— Надежда, я долго не буду, всего пять минут. Потом мне нужно поговорить с его лечащим врачом.
— Мне надо предупредить отца мальчика, — с подозрением косится и тянется за мобильным телефоном.
Осознав, всю катастрофу, что сейчас произойдёт, я останавливаю ее действия:
— Надежда, не нужно. Я бы не хотела, чтобы отец мальчика не знал о моем везите, — спешно начинаю рыться в сумочке. Вынимаю незаметно из кошелька сто евро и тихонько, незаметно от других глаз, подсовываю под бумаги, что лежат на столе. Надежда смотрит растерянно, а когда поднимает стопку бумаг и видит номинал купюры. У девушки брови ползут вверх от увиденного. — Под вашим присмотром я просто взгляну на мальчика, а потом поговорю с его врачом, хорошо? Это просто невинный визит, — растягиваю искусственную улыбку, пытаясь ее очаровать, но похоже сто евро лучше очаровывают, потому что Надежда уже откладывает в сторону мобильный и торопливо убирает купюру себе в карман медицинского халата.
— Хорошо, пройдемте со мной.
Следую за этой хрупкой девушкой по широкому коридору, а у самой сердце вот-вот выпрыгнет из грудной клетки, выбивая частый ритм. Я боюсь увидеть Мишу и в то же время мне это нужно, чтобы понять степень катастрофы.

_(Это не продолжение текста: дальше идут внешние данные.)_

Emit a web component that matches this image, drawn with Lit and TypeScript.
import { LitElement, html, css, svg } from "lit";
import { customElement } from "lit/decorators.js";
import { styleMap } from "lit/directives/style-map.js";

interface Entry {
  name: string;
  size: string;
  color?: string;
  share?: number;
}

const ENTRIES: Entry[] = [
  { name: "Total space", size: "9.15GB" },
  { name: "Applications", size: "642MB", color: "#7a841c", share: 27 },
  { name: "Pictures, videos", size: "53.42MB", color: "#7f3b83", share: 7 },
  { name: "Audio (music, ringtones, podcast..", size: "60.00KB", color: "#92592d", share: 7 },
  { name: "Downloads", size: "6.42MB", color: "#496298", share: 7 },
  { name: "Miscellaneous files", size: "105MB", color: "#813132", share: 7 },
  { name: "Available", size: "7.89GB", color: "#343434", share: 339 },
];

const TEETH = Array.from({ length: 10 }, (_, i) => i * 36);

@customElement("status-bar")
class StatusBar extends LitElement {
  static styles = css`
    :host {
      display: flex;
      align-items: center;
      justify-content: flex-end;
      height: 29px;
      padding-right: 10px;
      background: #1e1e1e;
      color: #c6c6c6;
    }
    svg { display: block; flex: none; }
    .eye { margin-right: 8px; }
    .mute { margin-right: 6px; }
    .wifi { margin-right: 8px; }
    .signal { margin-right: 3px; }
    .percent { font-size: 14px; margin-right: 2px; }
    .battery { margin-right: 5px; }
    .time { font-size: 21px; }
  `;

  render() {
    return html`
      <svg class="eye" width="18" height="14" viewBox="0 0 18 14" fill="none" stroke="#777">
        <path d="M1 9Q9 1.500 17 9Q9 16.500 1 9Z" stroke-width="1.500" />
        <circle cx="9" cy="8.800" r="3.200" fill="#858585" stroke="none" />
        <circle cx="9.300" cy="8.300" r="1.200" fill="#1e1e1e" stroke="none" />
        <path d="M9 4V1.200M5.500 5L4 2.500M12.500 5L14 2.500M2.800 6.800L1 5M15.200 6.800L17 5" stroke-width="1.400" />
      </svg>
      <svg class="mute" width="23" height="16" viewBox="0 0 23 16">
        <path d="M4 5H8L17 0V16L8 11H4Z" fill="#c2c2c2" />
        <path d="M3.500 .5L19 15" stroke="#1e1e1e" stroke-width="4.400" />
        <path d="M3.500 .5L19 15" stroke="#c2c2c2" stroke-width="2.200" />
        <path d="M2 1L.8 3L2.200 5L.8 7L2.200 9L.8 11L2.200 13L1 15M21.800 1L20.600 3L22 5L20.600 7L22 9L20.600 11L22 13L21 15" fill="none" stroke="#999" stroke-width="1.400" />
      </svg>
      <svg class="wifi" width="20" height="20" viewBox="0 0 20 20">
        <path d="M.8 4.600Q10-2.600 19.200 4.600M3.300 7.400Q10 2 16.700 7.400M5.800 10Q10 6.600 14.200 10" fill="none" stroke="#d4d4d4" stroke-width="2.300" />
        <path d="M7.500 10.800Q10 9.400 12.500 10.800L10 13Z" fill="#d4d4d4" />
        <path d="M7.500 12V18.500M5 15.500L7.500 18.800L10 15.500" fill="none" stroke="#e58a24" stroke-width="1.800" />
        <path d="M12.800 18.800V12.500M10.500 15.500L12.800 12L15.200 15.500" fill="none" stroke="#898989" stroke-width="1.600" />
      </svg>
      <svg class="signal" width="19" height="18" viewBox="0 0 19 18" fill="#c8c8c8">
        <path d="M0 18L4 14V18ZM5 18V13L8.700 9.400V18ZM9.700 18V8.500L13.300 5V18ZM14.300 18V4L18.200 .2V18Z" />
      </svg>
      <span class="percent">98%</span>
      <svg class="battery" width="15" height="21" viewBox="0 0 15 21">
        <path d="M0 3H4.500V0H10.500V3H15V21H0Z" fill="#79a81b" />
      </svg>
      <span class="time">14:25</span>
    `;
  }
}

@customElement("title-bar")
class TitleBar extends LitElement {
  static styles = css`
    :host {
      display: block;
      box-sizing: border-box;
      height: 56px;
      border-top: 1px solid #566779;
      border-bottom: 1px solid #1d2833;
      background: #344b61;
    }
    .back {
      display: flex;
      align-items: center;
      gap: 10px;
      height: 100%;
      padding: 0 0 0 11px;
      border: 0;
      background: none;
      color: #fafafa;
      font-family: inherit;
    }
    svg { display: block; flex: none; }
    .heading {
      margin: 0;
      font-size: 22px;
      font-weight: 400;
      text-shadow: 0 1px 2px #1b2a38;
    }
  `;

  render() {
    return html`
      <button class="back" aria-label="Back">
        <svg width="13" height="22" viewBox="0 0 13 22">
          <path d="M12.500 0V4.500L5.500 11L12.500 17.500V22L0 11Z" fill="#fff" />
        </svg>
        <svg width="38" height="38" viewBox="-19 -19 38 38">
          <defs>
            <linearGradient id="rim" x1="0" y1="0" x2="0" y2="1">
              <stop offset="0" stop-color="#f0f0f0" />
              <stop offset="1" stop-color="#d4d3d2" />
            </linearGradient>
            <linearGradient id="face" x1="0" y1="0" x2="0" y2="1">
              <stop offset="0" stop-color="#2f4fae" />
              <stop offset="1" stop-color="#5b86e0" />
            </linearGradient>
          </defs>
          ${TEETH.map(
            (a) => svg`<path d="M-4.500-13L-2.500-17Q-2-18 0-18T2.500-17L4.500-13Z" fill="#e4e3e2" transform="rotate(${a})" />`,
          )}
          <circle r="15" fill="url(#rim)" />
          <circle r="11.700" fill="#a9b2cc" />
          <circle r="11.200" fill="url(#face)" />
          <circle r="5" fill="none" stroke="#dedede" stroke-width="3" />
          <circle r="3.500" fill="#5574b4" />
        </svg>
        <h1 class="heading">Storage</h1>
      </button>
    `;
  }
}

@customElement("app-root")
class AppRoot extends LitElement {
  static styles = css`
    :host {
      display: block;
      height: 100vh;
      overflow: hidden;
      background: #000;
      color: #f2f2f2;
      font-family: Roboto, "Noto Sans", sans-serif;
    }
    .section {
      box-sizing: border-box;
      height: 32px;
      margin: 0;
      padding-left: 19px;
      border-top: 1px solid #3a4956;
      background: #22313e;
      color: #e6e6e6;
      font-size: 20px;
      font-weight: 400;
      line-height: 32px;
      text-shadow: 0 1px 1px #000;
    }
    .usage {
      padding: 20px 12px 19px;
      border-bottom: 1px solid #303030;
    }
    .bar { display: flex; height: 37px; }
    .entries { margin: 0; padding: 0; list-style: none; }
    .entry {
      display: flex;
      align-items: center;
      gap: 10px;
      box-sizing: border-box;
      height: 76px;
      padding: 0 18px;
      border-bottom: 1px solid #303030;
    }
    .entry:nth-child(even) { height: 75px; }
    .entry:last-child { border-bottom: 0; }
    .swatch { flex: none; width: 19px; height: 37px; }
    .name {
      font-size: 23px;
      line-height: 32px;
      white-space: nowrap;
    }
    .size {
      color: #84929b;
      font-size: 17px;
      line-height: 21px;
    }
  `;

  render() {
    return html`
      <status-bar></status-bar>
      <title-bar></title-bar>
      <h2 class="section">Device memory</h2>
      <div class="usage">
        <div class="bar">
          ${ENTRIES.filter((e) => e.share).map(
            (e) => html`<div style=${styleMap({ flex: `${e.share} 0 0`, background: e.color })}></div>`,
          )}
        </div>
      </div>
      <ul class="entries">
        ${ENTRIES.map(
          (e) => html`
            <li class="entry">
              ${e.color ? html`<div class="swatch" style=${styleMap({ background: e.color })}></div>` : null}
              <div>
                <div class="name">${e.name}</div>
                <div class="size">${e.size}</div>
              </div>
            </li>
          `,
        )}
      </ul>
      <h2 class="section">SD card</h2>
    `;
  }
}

Надежда подводит меня к палате, где есть огромное прозрачное окно. Я медленно подхожу к окну и заглядываю в просторную палату, где маленький мальчик сидит на кровати, а рядом с ним на стульчике сидит женщина в белом халате и с маской на лице, похоже читая ему книгу.
Прикрываю ладонь ко рту, чтобы ненароком издать писк, потому что мне невыносимо больно видеть совсем маленького, худенького, с бледной кожей, как стены палаты мальчика. На голове голубенькая шапочка, похоже скрывающая бритую голову.
Слезы непроизвольно стекают по щекам, прокладывая влажные дорожки. Невыносимо видеть его в таком состоянии, это очень тяжело. Мне даже трудно определить на кого он похож, но черты лица больше склоняются к Ларисе.
— Это вы его мама? — неожиданно произнесенный голос медсестры, выводит меня из шока.
Я отрицательно мотаю головой, не в силах произнести ни слова.
— Жаль. Он так ждет свою маму, — говорит с таким горьким сожалением.
Так больно за Мишу, что появляется жгучая злость на Ларису, что так безжалостно поступила, оставив такого маленького и беззащитного мальчика.
Как же так можно?! Как?!
8. Глава 8
— … лейкоз на ранней стадии. Назначена химиотерапия, но мальчику срочно требуется донор, которого мы еще не нашли. Отец Михаила хочет увезти его в Израиль, но сами понимаете, там дорогостоящее лечение и средств на них у него нет. Насколько знаю, собирает определенную сумму. Время, к сожалению, не ждет. Но, а мы, собственно, делаем все, что от нас зависит. Только тормозим рост опухолевых клеток в крови, не позволяя перейти в острый лейкоз.
Врач Владимир Нестерович, сложив ладони на стол и сцепив их в замок, со всеми подробностями делится со мной о состоянии Миши. Каждое слово, произнесенное им, приводит в шок, недоумение и отчаяние. Зайдя в кабинет Владимира, изначально был настроен против того, чтобы рассказывать о состоянии пациента. Но мои слова: “Возможно есть шанс помочь Мише”, врач уже с одушевлением рассказывает мне всю степень ситуации с Мишей.
— Вы сказали, что есть шанс помочь? Какой? — спрашивает врач.
Я мешкаю, собираясь с мыслями. Затем достаю из папки, что принесла с собой, увесистую медицинскую карту Саши и кладу ее на стол Владимира. Только один минус в карте — там записи на немецком языке.
— Это карта моего сына. А точнее, он единокровный брат Миши, отец у них один. Узнав о том, что у бывшего мужа болеет сын, взвесив все за и против, решилась прийти к вам, а вдруг мой сын сможет помочь Мише.